Beneteau Cyclades 39.3

Development
- Designer: Berret-Racoupeau
- Location: France
- Year: 2007
- Builder: Beneteau
- Role: Cruiser
- Name: Beneteau Cyclades 39.3

Boat
- Displacement: 15,642 lb (7,095 kg)
- Draft: 6.23 ft (1.90 m)

Hull
- Type: monohull
- Construction: glassfibre
- LOA: 39.27 ft (11.97 m)
- LWL: 35.00 ft (10.67 m)
- Beam: 12.96 ft (3.95 m)
- Engine: Yanmar 40 hp (30 kW) diesel engine

Hull appendages
- Keel: Fin keel with weighted bulb
- Ballast: 4,619 lb (2,095 kg)
- Rudder: Spade-type rudder

Rig
- Rig type: Bermuda rig
- I foretriangle height: 45.70 ft (13.93 m)
- J foretriangle base: 13.55 ft (4.13 m)
- P mainsail luff: 43.63 ft (13.30 m)
- E mainsail foot: 15.09 ft (4.60 m)

Sails
- Sailplan: Fractional rigged sloop
- Mainsail area: 329.19 sq ft (30.583 m^{2})
- Jib/genoa area: 309.62 sq ft (28.765 m^{2})
- Total sail area: 638.81 sq ft (59.347 m^{2})

= Beneteau Cyclades 39.3 =

Sailboat class

The Beneteau Cyclades 39.3 is a French sailboat that was designed by Berret-Racoupeau as a cruiser and first built in 2007. The series is named for the Greek island chain.

The Cyclades 39.3 is a development of the 2002 Beneteau 393 from the same design team, optimized for the yacht charter market with innovations such as dual ship's wheels.

==Production==
The design was built by Beneteau in France, starting in 2007, but it is now out of production.

==Design==
The Cyclades 39.3 is a recreational keelboat, built predominantly of glassfibre, with wood trim. It has a fractional sloop rig, with two sets of unswept spreaders and aluminium spars with stainless steel wire standing rigging. The hull has a slightly raked stem, a walk through reverse transom with a swimming platform, an internally mounted spade-type rudder controlled by dual wheels and a fixed fin keel with a weighted bulb. It displaces 15642 lb and carries 4619 lb of cast iron ballast.

The boat has a draft of 6.23 ft with the standard keel.

The boat is fitted with a Japanese Yanmar diesel engine of 40 hp for docking and manoeuvring. The fuel tank holds 58 u.s.gal and the fresh water tank has a capacity of 87 u.s.gal.
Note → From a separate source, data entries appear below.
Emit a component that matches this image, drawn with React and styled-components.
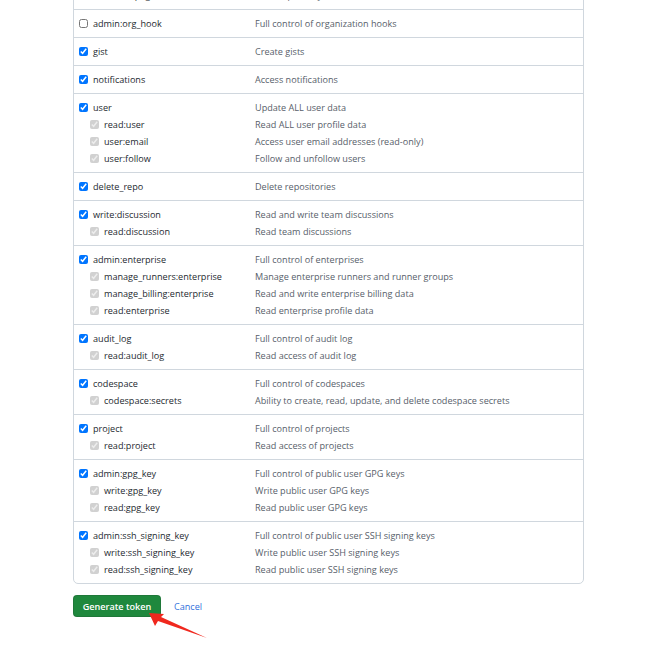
import styled, { createGlobalStyle } from "styled-components";

const GlobalStyle = createGlobalStyle`
	body {
		margin: 0;
		background: #ffffff;
		font-family: "Open Sans", "Liberation Sans", sans-serif;
		color: #24292f;
	}
`;

const Page = styled.div`
	padding: 0 70px 0 73px;
`;

const ScopeList = styled.ul`
	list-style: none;
	margin: -53px 0 0;
	padding: 0;
	width: 509px;
	border: 1px solid #d0d7de;
	border-radius: 5px;
`;

const Group = styled.li`
	padding: 5px 0;
	& + & {
		border-top: 1px solid #d0d7de;
	}
`;

const Line = styled.div`
	display: grid;
	grid-template-columns: 181px 1fr;
	height: 17px;
	align-items: center;
	font-size: 9.1px;
`;

const Name = styled.label`
	display: flex;
	align-items: center;
	gap: 5px;
	padding-left: ${(p) => (p.$sub ? "16px" : "5px")};
	color: #24292f;
	white-space: nowrap;
`;

const Box = styled.input`
	width: 9px;
	height: 9px;
	margin: 0;
	flex: none;
`;

const Desc = styled.span`
	color: #57606a;
	white-space: nowrap;
`;

const Actions = styled.div`
	position: relative;
	display: flex;
	align-items: center;
	gap: 13px;
	margin-top: 11px;
	padding-bottom: 40px;
`;

const PrimaryButton = styled.button`
	width: 88px;
	height: 22px;
	border: 1px solid rgba(31, 35, 40, 0.15);
	border-radius: 4px;
	background: #1f883d;
	color: #ffffff;
	font-family: "Open Sans", "Liberation Sans", sans-serif;
	font-size: 9.1px;
	font-weight: 600;
	padding: 0;
`;

const CancelLink = styled.a`
	color: #2f6fdb;
	font-size: 9.1px;
	text-decoration: none;
`;

const Pointer = styled.svg`
	position: absolute;
	left: 67px;
	top: 6px;
`;

const scopes = [
	{ name: "admin:repo_hook", desc: "Full control of repository hooks", checked: false, subs: [
		["write:repo_hook", "Write repository hooks"],
		["read:repo_hook", "Read repository hooks"],
	] },
	{ name: "admin:org_hook", desc: "Full control of organization hooks", checked: false, subs: [] },
	{ name: "gist", desc: "Create gists", checked: true, subs: [] },
	{ name: "notifications", desc: "Access notifications", checked: true, subs: [] },
	{ name: "user", desc: "Update ALL user data", checked: true, subs: [
		["read:user", "Read ALL user profile data"],
		["user:email", "Access user email addresses (read-only)"],
		["user:follow", "Follow and unfollow users"],
	] },
	{ name: "delete_repo", desc: "Delete repositories", checked: true, subs: [] },
	{ name: "write:discussion", desc: "Read and write team discussions", checked: true, subs: [
		["read:discussion", "Read team discussions"],
	] },
	{ name: "admin:enterprise", desc: "Full control of enterprises", checked: true, subs: [
		["manage_runners:enterprise", "Manage enterprise runners and runner groups"],
		["manage_billing:enterprise", "Read and write enterprise billing data"],
		["read:enterprise", "Read enterprise profile data"],
	] },
	{ name: "audit_log", desc: "Full control of audit log", checked: true, subs: [
		["read:audit_log", "Read access of audit log"],
	] },
	{ name: "codespace", desc: "Full control of codespaces", checked: true, subs: [
		["codespace:secrets", "Ability to create, read, update, and delete codespace secrets"],
	] },
	{ name: "project", desc: "Full control of projects", checked: true, subs: [
		["read:project", "Read access of projects"],
	] },
	{ name: "admin:gpg_key", desc: "Full control of public user GPG keys", checked: true, subs: [
		["write:gpg_key", "Write public user GPG keys"],
		["read:gpg_key", "Read public user GPG keys"],
	] },
	{ name: "admin:ssh_signing_key", desc: "Full control of public user SSH signing keys", checked: true, subs: [
		["write:ssh_signing_key", "Write public user SSH signing keys"],
		["read:ssh_signing_key", "Read public user SSH signing keys"],
	] },
];

function App() {
	return (
		<>
			<GlobalStyle />
			<Page>
				<ScopeList>
					{scopes.map((s) => (
						<Group key={s.name}>
							<Line>
								<Name>
									<Box type="checkbox" defaultChecked={s.checked} />
									{s.name}
								</Name>
								<Desc>{s.desc}</Desc>
							</Line>
							{s.subs.map(([name, desc]) => (
								<Line key={name}>
									<Name $sub>
										<Box type="checkbox" checked={s.checked} disabled readOnly />
										{name}
									</Name>
									<Desc>{desc}</Desc>
								</Line>
							))}
						</Group>
					))}
				</ScopeList>
				<Actions>
					<PrimaryButton>Generate token</PrimaryButton>
					<CancelLink href="#">Cancel</CancelLink>
					<Pointer width="75" height="45" viewBox="0 0 75 45">
						<polygon points="9,12 24,13 21,16 67,37 18,20 15,25" fill="#f0281e" />
					</Pointer>
				</Actions>
			</Page>
		</>
	);
}

export default App;
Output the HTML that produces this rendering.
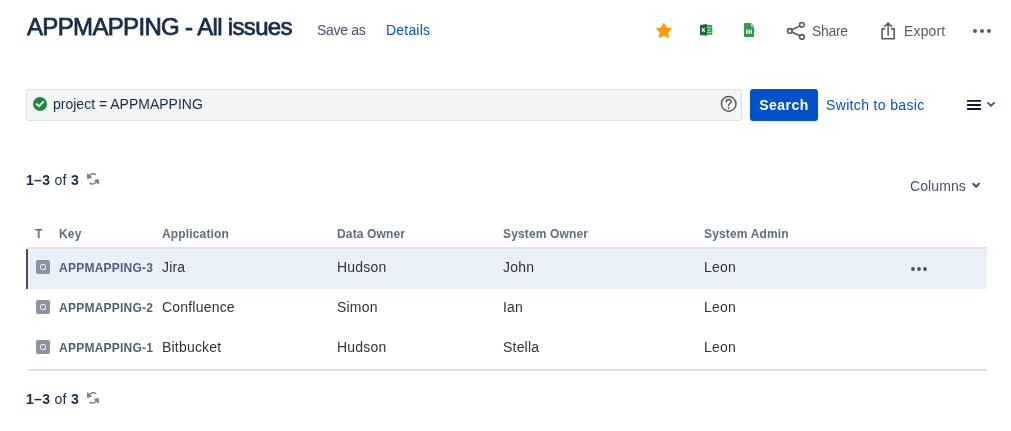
<!DOCTYPE html>
<html><head><meta charset="utf-8">
<style>
*{box-sizing:border-box;margin:0;padding:0}
html,body{width:1011px;height:431px;overflow:hidden;background:#fff}
body{font-family:"Liberation Sans",sans-serif;color:#172B4D;position:relative}
.a{position:absolute;white-space:nowrap;will-change:transform}
svg.a{overflow:visible}
.title{left:27px;top:12px;font-size:24px;line-height:30px;color:#172B4D;letter-spacing:-0.66px;-webkit-text-stroke:0.75px #172B4D}
.t14{font-size:14px;line-height:20px;letter-spacing:0.2px}
.gray{color:#42526E}
.blue{color:#0052CC}
.tool{color:#5A5A5A}
.search{left:26px;top:89px;width:716px;height:32px;background:#F4F5F7;border:1px solid #DFE1E6;border-radius:3px}
.btn{left:750px;top:89px;width:68px;height:32px;background:#0052CC;border-radius:3px;color:#fff;font-weight:bold;font-size:14px;line-height:32px;text-align:center;letter-spacing:0.5px}
.th{font-size:12px;font-weight:bold;color:#5E6C84;line-height:16px;top:226px;letter-spacing:0.15px}
.hline{left:28px;top:247px;width:959px;height:2px;background:#DFE1E6}
.row{left:28px;width:959px;height:40px}
.sel{background:#EAF0F8}
.bar{left:26px;top:249px;width:2px;height:40px;background:#4D4D4D}
.ico{width:14px;height:14px;background:#8993A4;border-radius:2px}
.ico:after{content:"";box-sizing:border-box;position:absolute;left:3.7px;top:3.7px;width:6.6px;height:6.6px;border:1.7px solid #fff;border-radius:2.2px}
.key{font-size:12px;font-weight:bold;color:#505F79;line-height:16px;letter-spacing:0.24px}
.cell{font-size:14px;line-height:20px;color:#333;letter-spacing:0.2px}
</style></head><body>
<div class="a title">APPMAPPING - All issues</div>
<div class="a t14 gray" style="left:317px;top:20px;letter-spacing:-0.3px">Save as</div>
<div class="a t14 blue" style="left:386px;top:20px">Details</div>

<!-- star -->
<svg class="a" style="left:650px;top:18px" width="30" height="24" viewBox="650 18 30 24">
<polygon points="663.9,23.6 666.2,27.8 671,28.8 667.6,32.4 668.3,37.2 663.9,35.2 659.5,37.2 660.2,32.4 656.8,28.8 661.6,27.8" fill="#FF9C00" stroke="#FF9C00" stroke-width="1.3" stroke-linejoin="round"/>
</svg>
<!-- excel -->
<svg class="a" style="left:695px;top:20px" width="25" height="20" viewBox="695 20 25 20">
<rect x="706" y="25" width="6.3" height="9.8" fill="#33A352"/>
<path d="M700,25 L707,24 L707,35.8 L700,35 Z" fill="#1A6B38"/>
<path d="M701.9,28 L704.8,31.8 M704.8,28 L701.9,31.8" stroke="#fff" stroke-width="1.1"/>
<path d="M707.2,27.4 h1.1 M709.2,27.4 h1.9 M707.2,32.6 h1.1 M709.2,32.6 h1.9" stroke="#fff" stroke-width="0.9"/>
<rect x="707.2" y="29.3" width="3.9" height="1.5" fill="#8fd3a0"/>
</svg>
<!-- sheets -->
<svg class="a" style="left:738px;top:18px" width="24" height="24" viewBox="738 18 24 24">
<path d="M744.5,22.9 L751,22.9 L754.1,27 L754.1,36.3 Q754.1,36.9 753.5,36.9 L744.5,36.9 Q743.9,36.9 743.9,36.3 L743.9,23.5 Q743.9,22.9 744.5,22.9 Z" fill="#359A47"/>
<path d="M751.2,23.4 L751.3,26.3 L753.7,26.9" fill="none" stroke="#cfe8d4" stroke-width="0.9" stroke-linejoin="round"/>
<rect x="746.2" y="29.6" width="5.8" height="4.4" fill="#fff"/>
<rect x="747.3" y="29.6" width="1.2" height="1.7" fill="#359A47"/>
<rect x="749.7" y="29.6" width="1.2" height="1.7" fill="#359A47"/>
<rect x="747.3" y="32.3" width="1.2" height="1.7" fill="#359A47"/>
<rect x="749.7" y="32.3" width="1.2" height="1.7" fill="#359A47"/>
</svg>
<!-- share -->
<svg class="a" style="left:782px;top:18px" width="30" height="26" viewBox="782 18 30 26">
<g fill="none" stroke="#5A5A5A" stroke-width="1.6">
<circle cx="789.8" cy="30.9" r="2.3"/>
<circle cx="801.9" cy="24.8" r="2.3"/>
<circle cx="801.9" cy="36.9" r="2.3"/>
<path d="M791.9,29.8 L799.8,25.9 M791.9,32 L799.8,35.8"/>
</g></svg>
<div class="a t14 tool" style="left:812px;top:21px;letter-spacing:-0.3px">Share</div>
<!-- export -->
<svg class="a" style="left:874px;top:16px" width="30" height="30" viewBox="874 16 30 30">
<g fill="none" stroke="#5A5A5A" stroke-width="1.6" stroke-linecap="round" stroke-linejoin="round">
<path d="M884.6,28.9 L882.1,28.9 L882.1,38.8 L894.2,38.8 L894.2,28.9 L891.6,28.9"/>
<path d="M888.1,23.2 L888.1,35.2 M884.8,26.4 L888.1,23.1 L891.4,26.4"/>
</g></svg>
<div class="a t14 tool" style="left:903.5px;top:21px;letter-spacing:0.15px">Export</div>
<!-- more -->
<svg class="a" style="left:968px;top:25px" width="26" height="12" viewBox="968 25 26 12">
<g fill="#5A5A5A"><circle cx="975" cy="31" r="2"/><circle cx="982" cy="31" r="2"/><circle cx="989" cy="31" r="2"/></g>
</svg>

<div class="a search"></div>
<svg class="a" style="left:30px;top:94px" width="20" height="20" viewBox="30 94 20 20">
<circle cx="40" cy="104" r="7" fill="#1B8A3C"/>
<path d="M36.7,104.1 L38.9,106.2 L43.3,102" fill="none" stroke="#fff" stroke-width="1.8" stroke-linecap="round" stroke-linejoin="round"/>
</svg>
<div class="a t14" style="left:53px;top:94px;letter-spacing:0">project = APPMAPPING</div>
<svg class="a" style="left:712px;top:90px" width="36" height="30" viewBox="712 90 36 30">
<circle cx="728.7" cy="103.9" r="7.3" fill="none" stroke="#5A5A5A" stroke-width="1.5"/>
<path d="M726.2,101.9 Q726.3,99.4 728.8,99.4 Q731.3,99.5 731.2,101.7 Q731.1,103 729.5,103.8 Q728.7,104.3 728.7,105.6" fill="none" stroke="#5A5A5A" stroke-width="1.5" stroke-linecap="round"/>
<circle cx="728.7" cy="108" r="0.95" fill="#5A5A5A"/>
</svg>
<div class="a btn">Search</div>
<div class="a t14 blue" style="left:826px;top:95px;letter-spacing:0.35px">Switch to basic</div>
<svg class="a" style="left:958px;top:92px" width="44" height="26" viewBox="958 92 44 26">
<g stroke="#0A1433" stroke-width="1.9" stroke-linecap="round"><path d="M967.8,100.9 H980.2 M967.8,105 H980.2 M967.8,109 H980.2"/></g>
<path d="M988,102.9 L991,105.9 L994,102.9" fill="none" stroke="#4A5A78" stroke-width="2" stroke-linecap="round" stroke-linejoin="round"/>
</svg>

<div class="a t14" style="left:26px;top:170px;letter-spacing:0.3px"><b>1–3</b> of <b>3</b></div>
<svg class="a refresh" style="left:82px;top:168px" width="24" height="22" viewBox="82 168 24 22">
<g fill="none" stroke="#6B6B6B" stroke-width="1.1" stroke-linecap="round">
<path d="M95.8,174.6 Q93,172.2 89.2,175.6"/>
<path d="M89.9,183 Q93,185.8 97.3,181.3"/>
</g>
<path d="M87.6,173.9 L87.7,178.4 L91.3,177.3 Z" fill="#8C8C8C" stroke="#6B6B6B" stroke-width="0.9" stroke-linejoin="round"/>
<path d="M94.7,180.6 L98.3,179.6 L98.4,184.0 Z" fill="#8C8C8C" stroke="#6B6B6B" stroke-width="0.9" stroke-linejoin="round"/>
</svg>
<div class="a t14 gray" style="left:910.3px;top:176px;letter-spacing:0.1px">Columns</div>
<svg class="a" style="left:968px;top:178px" width="16" height="14" viewBox="968 178 16 14">
<path d="M973.3,183.8 L976.1,186.8 L978.9,183.8" fill="none" stroke="#42526E" stroke-width="2.1" stroke-linecap="round" stroke-linejoin="round"/>
</svg>

<div class="a th" style="left:35px">T</div>
<div class="a th" style="left:59px">Key</div>
<div class="a th" style="left:162px">Application</div>
<div class="a th" style="left:337px">Data Owner</div>
<div class="a th" style="left:503px">System Owner</div>
<div class="a th" style="left:704px">System Admin</div>
<div class="a hline"></div>

<div class="a row sel" style="top:249px"></div>
<div class="a bar"></div>

<div class="a ico" style="left:36px;top:260px"></div>
<div class="a key" style="left:59px;top:260px">APPMAPPING-3</div>
<div class="a cell" style="left:162px;top:257px">Jira</div>
<div class="a cell" style="left:337px;top:257px">Hudson</div>
<div class="a cell" style="left:503px;top:257px">John</div>
<div class="a cell" style="left:704px;top:257px">Leon</div>
<svg class="a" style="left:905px;top:262px" width="28" height="14" viewBox="905 262 28 14">
<g fill="#42526E"><circle cx="913" cy="269" r="1.9"/><circle cx="919" cy="269" r="1.9"/><circle cx="925" cy="269" r="1.9"/></g>
</svg>

<div class="a ico" style="left:36px;top:300px"></div>
<div class="a key" style="left:59px;top:300px">APPMAPPING-2</div>
<div class="a cell" style="left:162px;top:297px">Confluence</div>
<div class="a cell" style="left:337px;top:297px">Simon</div>
<div class="a cell" style="left:503px;top:297px">Ian</div>
<div class="a cell" style="left:704px;top:297px">Leon</div>

<div class="a ico" style="left:36px;top:340px"></div>
<div class="a key" style="left:59px;top:340px">APPMAPPING-1</div>
<div class="a cell" style="left:162px;top:337px">Bitbucket</div>
<div class="a cell" style="left:337px;top:337px">Hudson</div>
<div class="a cell" style="left:503px;top:337px">Stella</div>
<div class="a cell" style="left:704px;top:337px">Leon</div>

<div class="a" style="left:28px;top:369px;width:959px;height:2px;background:#DFE1E6"></div>
<div class="a t14" style="left:26px;top:389px;letter-spacing:0.3px"><b>1–3</b> of <b>3</b></div>
<svg class="a refresh" style="left:82px;top:387px" width="24" height="22" viewBox="82 168 24 22">
<g fill="none" stroke="#6B6B6B" stroke-width="1.1" stroke-linecap="round">
<path d="M95.8,174.6 Q93,172.2 89.2,175.6"/>
<path d="M89.9,183 Q93,185.8 97.3,181.3"/>
</g>
<path d="M87.6,173.9 L87.7,178.4 L91.3,177.3 Z" fill="#8C8C8C" stroke="#6B6B6B" stroke-width="0.9" stroke-linejoin="round"/>
<path d="M94.7,180.6 L98.3,179.6 L98.4,184.0 Z" fill="#8C8C8C" stroke="#6B6B6B" stroke-width="0.9" stroke-linejoin="round"/>
</svg>
</body></html>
The design has sleeping accommodation for six people, with a double "V"-berth berth in the bow cabin, an U-shaped settee in the main salon and two aft cabins, each with a double berth. The galley is located on the port side just forward of the companionway ladder. The galley is of straight configuration and is equipped with a two-burner stove, an icebox and a double sink. A navigation station is opposite the galley, on the starboard side. There are two heads, one in the bow cabin on the starboard side and one on the port side, amidships.

The design has a hull speed of 7.93 kn.